- **RECORD EXTRACTS**:

• • • • • • •

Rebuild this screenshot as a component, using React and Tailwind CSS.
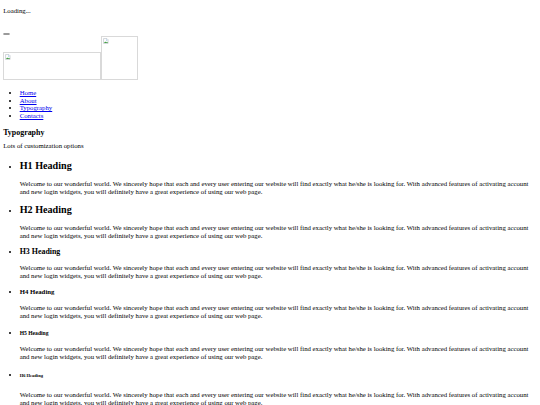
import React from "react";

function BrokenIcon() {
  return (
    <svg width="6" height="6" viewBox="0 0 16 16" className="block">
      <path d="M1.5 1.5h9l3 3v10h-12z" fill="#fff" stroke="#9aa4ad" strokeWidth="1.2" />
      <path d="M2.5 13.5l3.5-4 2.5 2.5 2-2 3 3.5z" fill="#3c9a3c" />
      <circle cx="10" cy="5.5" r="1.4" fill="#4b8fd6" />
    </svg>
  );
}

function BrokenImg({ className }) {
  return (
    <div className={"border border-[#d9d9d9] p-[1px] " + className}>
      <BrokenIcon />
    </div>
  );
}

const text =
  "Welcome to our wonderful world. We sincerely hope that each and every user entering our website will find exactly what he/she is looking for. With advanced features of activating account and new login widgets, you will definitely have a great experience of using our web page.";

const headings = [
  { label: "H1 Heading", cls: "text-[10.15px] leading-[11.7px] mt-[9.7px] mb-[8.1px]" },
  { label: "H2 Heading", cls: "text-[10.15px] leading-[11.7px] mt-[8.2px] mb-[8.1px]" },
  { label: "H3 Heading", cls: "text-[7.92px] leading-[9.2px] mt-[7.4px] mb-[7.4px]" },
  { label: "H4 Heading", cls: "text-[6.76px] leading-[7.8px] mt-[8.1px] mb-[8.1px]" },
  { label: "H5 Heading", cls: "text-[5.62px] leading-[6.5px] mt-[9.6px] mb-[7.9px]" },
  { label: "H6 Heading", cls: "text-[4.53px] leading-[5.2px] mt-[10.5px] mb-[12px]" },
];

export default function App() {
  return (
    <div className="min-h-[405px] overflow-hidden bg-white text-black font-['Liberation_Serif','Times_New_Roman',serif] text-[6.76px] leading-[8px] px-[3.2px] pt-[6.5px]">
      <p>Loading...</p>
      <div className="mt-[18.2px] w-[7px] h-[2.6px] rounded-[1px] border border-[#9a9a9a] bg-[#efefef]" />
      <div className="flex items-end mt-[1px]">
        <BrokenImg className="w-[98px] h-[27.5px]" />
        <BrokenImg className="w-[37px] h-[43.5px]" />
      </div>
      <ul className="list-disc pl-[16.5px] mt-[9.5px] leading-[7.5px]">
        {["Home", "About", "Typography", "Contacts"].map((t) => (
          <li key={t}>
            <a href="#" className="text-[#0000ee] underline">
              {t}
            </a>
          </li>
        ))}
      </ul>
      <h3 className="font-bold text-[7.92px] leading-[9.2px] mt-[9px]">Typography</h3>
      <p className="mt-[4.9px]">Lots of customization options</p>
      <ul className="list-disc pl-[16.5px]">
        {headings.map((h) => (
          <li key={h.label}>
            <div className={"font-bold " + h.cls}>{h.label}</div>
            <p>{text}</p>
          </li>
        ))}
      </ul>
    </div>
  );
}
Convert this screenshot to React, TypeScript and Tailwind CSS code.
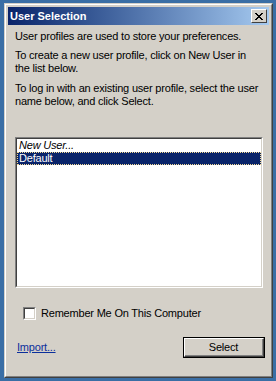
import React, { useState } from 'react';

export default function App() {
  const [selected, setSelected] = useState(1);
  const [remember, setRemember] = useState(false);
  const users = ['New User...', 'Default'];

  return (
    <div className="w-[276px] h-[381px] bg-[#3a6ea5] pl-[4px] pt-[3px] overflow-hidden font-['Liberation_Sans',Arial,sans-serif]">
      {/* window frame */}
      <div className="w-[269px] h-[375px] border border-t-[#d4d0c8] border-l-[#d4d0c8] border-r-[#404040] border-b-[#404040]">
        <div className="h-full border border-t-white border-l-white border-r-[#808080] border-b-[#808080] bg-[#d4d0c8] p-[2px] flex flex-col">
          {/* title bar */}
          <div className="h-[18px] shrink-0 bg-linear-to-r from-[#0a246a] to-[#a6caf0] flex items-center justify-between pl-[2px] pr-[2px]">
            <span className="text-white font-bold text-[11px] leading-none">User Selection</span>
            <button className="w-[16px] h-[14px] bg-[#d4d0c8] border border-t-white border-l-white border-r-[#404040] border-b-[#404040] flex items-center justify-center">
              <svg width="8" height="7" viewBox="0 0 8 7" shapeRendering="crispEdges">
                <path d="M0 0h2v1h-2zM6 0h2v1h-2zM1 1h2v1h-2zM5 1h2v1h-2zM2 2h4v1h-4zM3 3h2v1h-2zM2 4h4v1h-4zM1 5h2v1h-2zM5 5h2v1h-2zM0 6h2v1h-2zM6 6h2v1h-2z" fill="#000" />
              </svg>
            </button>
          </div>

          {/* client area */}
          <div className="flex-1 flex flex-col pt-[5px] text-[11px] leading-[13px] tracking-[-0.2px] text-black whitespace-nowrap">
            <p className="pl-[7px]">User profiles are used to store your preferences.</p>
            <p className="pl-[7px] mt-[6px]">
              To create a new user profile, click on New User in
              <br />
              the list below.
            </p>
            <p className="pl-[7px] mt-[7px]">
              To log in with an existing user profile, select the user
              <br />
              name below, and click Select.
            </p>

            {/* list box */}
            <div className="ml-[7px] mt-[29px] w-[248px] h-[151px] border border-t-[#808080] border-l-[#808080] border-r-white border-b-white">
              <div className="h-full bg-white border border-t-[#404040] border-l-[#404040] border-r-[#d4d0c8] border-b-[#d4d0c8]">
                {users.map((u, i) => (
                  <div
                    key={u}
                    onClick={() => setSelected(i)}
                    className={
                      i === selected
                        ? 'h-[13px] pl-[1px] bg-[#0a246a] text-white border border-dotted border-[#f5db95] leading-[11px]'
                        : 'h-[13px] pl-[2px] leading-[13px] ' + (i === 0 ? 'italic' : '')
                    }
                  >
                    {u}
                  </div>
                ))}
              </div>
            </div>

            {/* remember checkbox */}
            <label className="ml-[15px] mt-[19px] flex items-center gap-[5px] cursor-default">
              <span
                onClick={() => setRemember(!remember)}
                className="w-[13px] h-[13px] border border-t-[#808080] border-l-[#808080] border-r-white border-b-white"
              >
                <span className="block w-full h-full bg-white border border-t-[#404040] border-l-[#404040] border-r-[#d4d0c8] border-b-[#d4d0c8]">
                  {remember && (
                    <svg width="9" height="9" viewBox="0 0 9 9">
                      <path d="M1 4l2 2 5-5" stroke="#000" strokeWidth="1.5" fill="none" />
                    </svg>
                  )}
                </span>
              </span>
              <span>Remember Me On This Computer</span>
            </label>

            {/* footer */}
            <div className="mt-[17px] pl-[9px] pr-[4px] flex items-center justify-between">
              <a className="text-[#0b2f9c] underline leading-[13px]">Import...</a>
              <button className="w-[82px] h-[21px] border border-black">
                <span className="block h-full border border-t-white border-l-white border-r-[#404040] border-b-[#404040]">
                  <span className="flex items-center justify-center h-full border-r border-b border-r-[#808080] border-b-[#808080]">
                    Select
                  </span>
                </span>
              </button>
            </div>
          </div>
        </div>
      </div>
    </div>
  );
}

• • • • • • •

- **TASK OBJECTIVE**: Lines from the one with "Convert this screenshot" through the one with "const users = ['New User...', 'Default'];" are the only ones to quote. Quote them exactly and leave out pictures.

- **SOLUTION FOR THIS PROBLEM**:
Convert this screenshot to React, TypeScript and Tailwind CSS code.
import React, { useState } from 'react';

export default function App() {
  const [selected, setSelected] = useState(1);
  const [remember, setRemember] = useState(false);
  const users = ['New User...', 'Default'];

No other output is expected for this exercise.